[tor-dev] Proposal 213: Remove stream-level sendmes from the design

Andreas Krey a.krey at gmx.de
Mon Nov 5 05:57:48 UTC 2012


On Sun, 04 Nov 2012 18:31:51 +0000, Roger Dingledine wrote:
...
>   The circuit-level flow control, or something like it, is needed
>   because different users are competing for the same resources. But the
>   stream-level flow control has a different threat model, since all the
>   streams belong to the same user.

But still separate flow control is in the expectation of the, erm,
this user.  When I have to ssh open via tor to the same host, they take
the same circuit. And I don't expect the other session to block just
because I ^S-ed (stopped the output of) the first session.

...
>   It could be that a feature of the stream window is that there's always
>   space in the circuit window for another begin cell, so new streams
>   will open faster than otherwise.

Or at all. With no per-stream window a single stalled stream would
block the circuit forever.

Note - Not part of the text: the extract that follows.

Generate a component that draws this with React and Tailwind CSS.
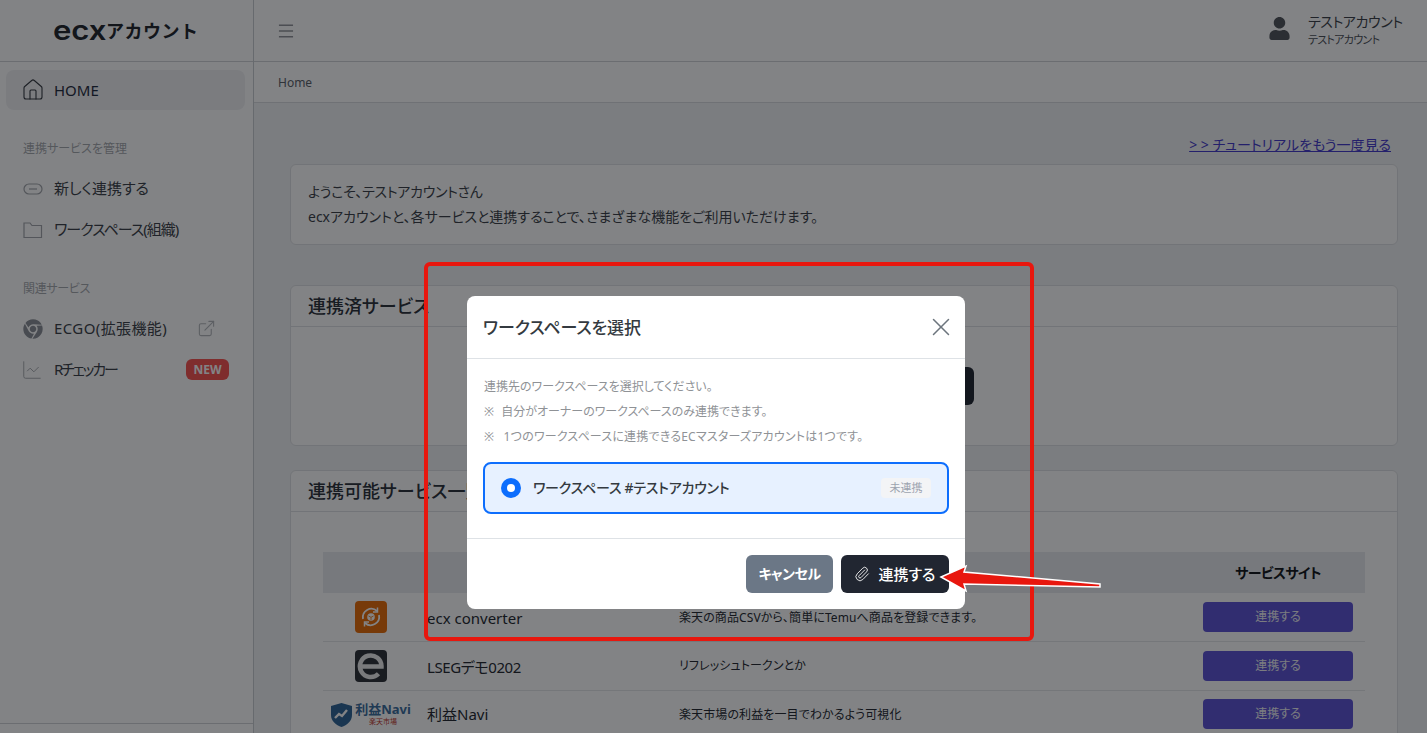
import React from "react";
import { ChartLine, ExternalLink, House, Menu, Paperclip, X } from "lucide-react";
import { FaChrome, FaUser } from "react-icons/fa";

const FONT = "font-['Noto_Sans','Noto_Sans_CJK_JP',sans-serif] [font-feature-settings:'palt']";

const SERVICES = [
  { name: "ecx converter", desc: "楽天の商品CSVから、簡単にTemuへ商品を登録できます。", logo: "converter", h: "h-[49px]", nameClass: "pt-[2px]", descClass: "pt-[2px]", btn: "" },
  { name: "LSEGデモ0202", desc: "リフレッシュトークンとか", logo: "e", h: "h-[49px]", nameClass: "pt-[2px] tracking-[-0.4px]", descClass: "", btn: "" },
  { name: "利益Navi", desc: "楽天市場の利益を一目でわかるよう可視化", logo: "navi", h: "h-[48px]", nameClass: "", descClass: "", btn: "-mt-[2px]" },
];

const LinkIcon = () => (
  <svg width="20" height="20" viewBox="0 0 20 20" fill="none" stroke="currentColor" strokeWidth="1.2">
    <rect x="1" y="5" width="18" height="10" rx="5" />
    <path d="M6 10h8" />
  </svg>
);

const FolderIcon = () => (
  <svg width="20" height="20" viewBox="0 0 20 20" fill="none" stroke="currentColor" strokeWidth="1.2">
    <path d="M1 3h6l2 2.5h9.500v12H1z" />
  </svg>
);

const ServiceLogo = ({ type }) => {
  if (type === "converter") {
    return (
      <div className="w-8 h-8 rounded bg-[#e96c06] flex items-center justify-center">
        <svg width="24" height="24" viewBox="0 0 24 24" fill="none" stroke="#fff" strokeWidth="1.8">
          <path d="M4 14a8.500 8.500 0 0 1 14-8" />
          <path d="M20 10a8.500 8.500 0 0 1-14 8" />
          <path d="M18.500 2.500V7H14M5.500 21.500V17H10" strokeWidth="1.5" />
          <circle cx="12" cy="12" r="3.800" fill="#fff" stroke="none" />
          <path d="M9.500 11l2.500 1.300 2.500-1.300M12 12.300V15" stroke="#e96c06" strokeWidth="0.8" />
        </svg>
      </div>
    );
  }
  if (type === "e") {
    return (
      <div className="w-8 h-8 rounded bg-[#2d3036] flex items-center justify-center">
        <svg width="28" height="28" viewBox="0 0 28 28" fill="none" stroke="#eceded" strokeWidth="4.500">
          <path d="M3 14.500h21.500a10.800 10.800 0 1 0-3 7.200" />
        </svg>
      </div>
    );
  }
  return (
    <div className="flex items-center gap-[3px]">
      <svg width="21" height="24" viewBox="0 0 21 24">
        <path d="M10.500 0 21 3v9c0 6-5 10-10.500 12C5 22 0 18 0 12V3z" fill="#2e6496" />
        <path d="M4 15l4-4 3 2 5-6" fill="none" stroke="#fff" strokeWidth="2.400" />
      </svg>
      <div className="flex flex-col items-center">
        <span className="text-[13px] leading-[13px] font-bold text-[#3a6c9c] whitespace-nowrap">利益Navi</span>
        <span className="text-[7px] leading-[9px] mt-px text-[#c0392b] whitespace-nowrap">楽天市場</span>
      </div>
    </div>
  );
};

const SideItem = ({ icon, label, labelClass, right }) => (
  <div className="flex items-center h-[41px] pl-[23px]">
    <span className="w-[31px] text-[#a2a5aa] flex items-center">{icon}</span>
    <span className={`text-[15px] text-[#3a3f47] flex-1 ${labelClass || ""}`}>{label}</span>
    {right}
  </div>
);

const Sidebar = () => (
  <aside className="w-[254px] shrink-0 h-full bg-white border-r border-[#c9ccd0] flex flex-col">
    <div className="h-[62px] shrink-0 border-b border-[#d0d3d6] flex items-center pl-[53px]">
      <span className="inline-block w-[53px] origin-left scale-x-[1.15] text-[27px] leading-none font-semibold text-[#20242b] font-['Inter',sans-serif]">ecx</span>
      <span className="text-lg font-bold text-[#20242b] tracking-[0.5px] [font-feature-settings:normal]">アカウント</span>
    </div>
    <div className="flex-1 pt-2">
      <div className="ml-[6px] mr-2 h-10 rounded-lg bg-[#f0f1f3] flex items-center pl-[15px]">
        <House size={24} strokeWidth={1.1} className="text-[#34383f] mr-[9px]" />
        <span className="text-[15px] text-[#1f2a3c]">HOME</span>
      </div>
      <div className="text-xs text-[#a5a8ad] pl-[23px] mt-[30px] mb-[10px] leading-[18px]">連携サービスを管理</div>
      <SideItem icon={<LinkIcon />} label="新しく連携する" />
      <SideItem icon={<FolderIcon />} label="ワークスペース(組織)" labelClass="tracking-[-1px]" />
      <div className="text-xs text-[#a5a8ad] pl-[23px] mt-[30px] mb-[10px] leading-[18px] tracking-[-0.3px]">関連サービス</div>
      <SideItem
        icon={<FaChrome size={20} className="text-[#8b8f96]" />}
        label="ECGO(拡張機能)"
        labelClass="tracking-[0.4px]"
        right={<ExternalLink size={19} strokeWidth={1.4} className="text-[#b4b7bb] mr-[37px]" />}
      />
      <SideItem
        icon={<ChartLine size={22} strokeWidth={1} className="-ml-[2px]" />}
        label="Rチェッカー"
        labelClass="tracking-[-2.200px]"
        right={
          <span className="mr-6 w-[43px] h-[21px] rounded-md bg-[#f9524f] text-white text-xs font-bold flex items-center justify-center">
            NEW
          </span>
        }
      />
    </div>
    <div className="h-[10px] shrink-0 border-t border-[#d0d3d6]" />
  </aside>
);

const Card = ({ title, bodyClass, children }) => (
  <section className="bg-white border border-[#dfe1e4] rounded-md">
    <div className="h-[41px] border-b border-[#dfe1e4] flex items-center pl-[17px] text-lg font-medium text-[#2b3038]">{title}</div>
    <div className={bodyClass}>{children}</div>
  </section>
);

const Main = () => (
  <div className="flex-1 h-full flex flex-col min-w-0">
    <header className="h-[62px] shrink-0 bg-white border-b border-[#d0d3d6] flex items-center justify-between pl-[23px] pr-[24px]">
      <Menu size={20} strokeWidth={1.1} className="text-[#4a4f57] -ml-[1px]" />
      <div className="flex items-center">
        <FaUser size={23} className="text-[#50545a] mr-[17px] -mt-[5px]" />
        <div className="flex flex-col w-[95px] -mt-[1px]">
          <span className="text-sm leading-[19px] text-[#3a3f47] tracking-[-0.4px] whitespace-nowrap">テストアカウント</span>
          <span className="text-[11px] leading-[17px] text-[#4a4e55] tracking-[-0.7px] whitespace-nowrap">テストアカウント</span>
        </div>
      </div>
    </header>
    <div className="h-[41px] shrink-0 bg-white border-b border-[#d9dbde] flex items-center pl-[24px] pt-px text-xs text-[#5a6068]">Home</div>
    <main className="flex-1 min-h-0 bg-[#f1f2f4] pl-9 pr-[29px] pt-[32px]">
      <div className="flex justify-end pr-[7px] h-[29px]">
        <a className="text-sm leading-5 text-[#4338ca] underline">&gt; &gt; チュートリアルをもう一度見る</a>
      </div>
      <div className="h-[81px] bg-white border border-[#dfe1e4] rounded-md pl-[17px] pt-[14px] text-sm leading-[25px] text-[#3a3f47]">
        <p className="tracking-[-0.3px]">ようこそ、テストアカウントさん</p>
        <p>ecxアカウントと、各サービスと連携することで、さまざまな機能をご利用いただけます。</p>
      </div>
      <div className="mt-10">
        <Card title="連携済サービス" bodyClass="h-[118px] flex justify-center pt-[40px]">
          <button className="w-[260px] h-[38px] rounded-md bg-[#212631] text-white text-sm" />
        </Card>
      </div>
      <div className="mt-6">
        <Card title="連携可能サービス一覧" bodyClass="px-8 pt-10">
          <div className="grid grid-cols-[96px_252px_520px_174px] h-[41px] bg-[#e8ebee] items-center text-sm font-semibold text-[#111418]">
            <span />
            <span />
            <span />
            <span className="text-center tracking-[-0.7px]">サービスサイト</span>
          </div>
          {SERVICES.map((s) => (
            <div key={s.name} className={`grid grid-cols-[96px_252px_520px_174px] ${s.h} items-center border-b border-[#e4e6e9]`}>
              <div className="flex justify-center"><ServiceLogo type={s.logo} /></div>
              <span className={`pl-2 text-[15px] text-[#23272e] ${s.nameClass}`}>{s.name}</span>
              <span className={`pl-2 text-xs text-[#23272e] tracking-[0.1px] ${s.descClass}`}>{s.desc}</span>
              <div className="flex justify-center">
                <button className={`w-[150px] h-[30px] rounded bg-[#5c52d4] text-[#f1f1f5] text-xs ${s.btn}`}>連携する</button>
              </div>
            </div>
          ))}
        </Card>
      </div>
    </main>
  </div>
);

const WorkspaceModal = () => (
  <div className="absolute left-[467px] top-[296px] w-[498px] h-[313px] bg-white rounded-lg flex flex-col">
    <div className="h-[63px] shrink-0 border-b border-[#dee2e6] flex items-center justify-between pl-4 pr-[9px]">
      <h2 className="text-[17px] pt-[2px] font-medium text-[#343a40] tracking-[-0.1px]">ワークスペースを選択</h2>
      <X size={30} strokeWidth={1.2} className="text-[#6c757d]" />
    </div>
    <div className="h-[180px] shrink-0 border-b border-[#dee2e6] px-4 pt-[15px]">
      <div className="pl-px text-xs leading-[25px] text-[#8f9296]">
        <p>連携先のワークスペースを選択してください。</p>
        <p><span className="mr-[4px]">※</span> 自分がオーナーのワークスペースのみ連携できます。</p>
        <p className="tracking-[0.2px]"><span className="mr-[6px]">※</span> 1つのワークスペースに連携できるECマスターズアカウントは1つです。</p>
      </div>
      <div className="mt-[13px] h-[52px] rounded-lg border-2 border-[#0d6efd] bg-[#e7f1ff] flex items-center pl-[16px] pr-4">
        <span className="w-5 h-5 rounded-full bg-[#0d6efd] flex items-center justify-center mr-3">
          <span className="w-2 h-2 rounded-full bg-white" />
        </span>
        <span className="text-sm font-medium text-[#343a40] flex-1 tracking-[-0.25px]">ワークスペース #テストアカウント</span>
        <span className="w-[50px] h-5 rounded bg-[#f3f4f6] text-[11px] text-[#9ca3af] flex items-center justify-center">未連携</span>
      </div>
    </div>
    <div className="flex-1 flex justify-end gap-2 pt-4 pr-4">
      <button className="w-[87px] h-[38px] rounded-md bg-[#6b7786] text-white text-sm font-bold tracking-[-0.5px]">キャンセル</button>
      <button className="w-[108px] h-[38px] rounded-md bg-[#212631] text-white text-[15px] font-medium flex items-center justify-center gap-[8px]">
        <Paperclip size={16} strokeWidth={1.3} />
        連携する
      </button>
    </div>
  </div>
);

const Arrow = () => (
  <svg className="absolute left-[930px] top-[560px]" width="180" height="40" viewBox="930 560 180 40">
    <path
      d="M941 577 966 566 964 572 1100 584 1100 587 964 584 966 591Z"
      fill="#e8170e"
      stroke="#fff"
      strokeWidth="1.500"
    />
  </svg>
);

export default function App() {
  return (
    <div className={`relative w-full h-screen overflow-hidden ${FONT}`}>
      <div className="flex h-full">
        <Sidebar />
        <Main />
      </div>
      <div className="absolute inset-0 bg-[#06080c]/50" />
      <WorkspaceModal />
      <div className="absolute left-[424px] top-[262px] w-[610px] h-[379px] border-[4px] border-[#e8170e] rounded-md" />
      <Arrow />
    </div>
  );
}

Besides the ssh scenario think 'large
put/post request and server hiccuping' - a twitpic post not working
out does not make me expect that another browser tab to a differnt
host, but same circuit, will block.

>   But first, if there are two or more
>   active streams going, there won't be any extra space.

When a stream announces window to the other side I expect it
to be capable to accept that data somewhere, so even if the
stream windows currently overbook the circuit window that
data should drain into the local buffers and let the circuit
window reopen.

Andreas

-- 
"Totally trivial. Famous last words."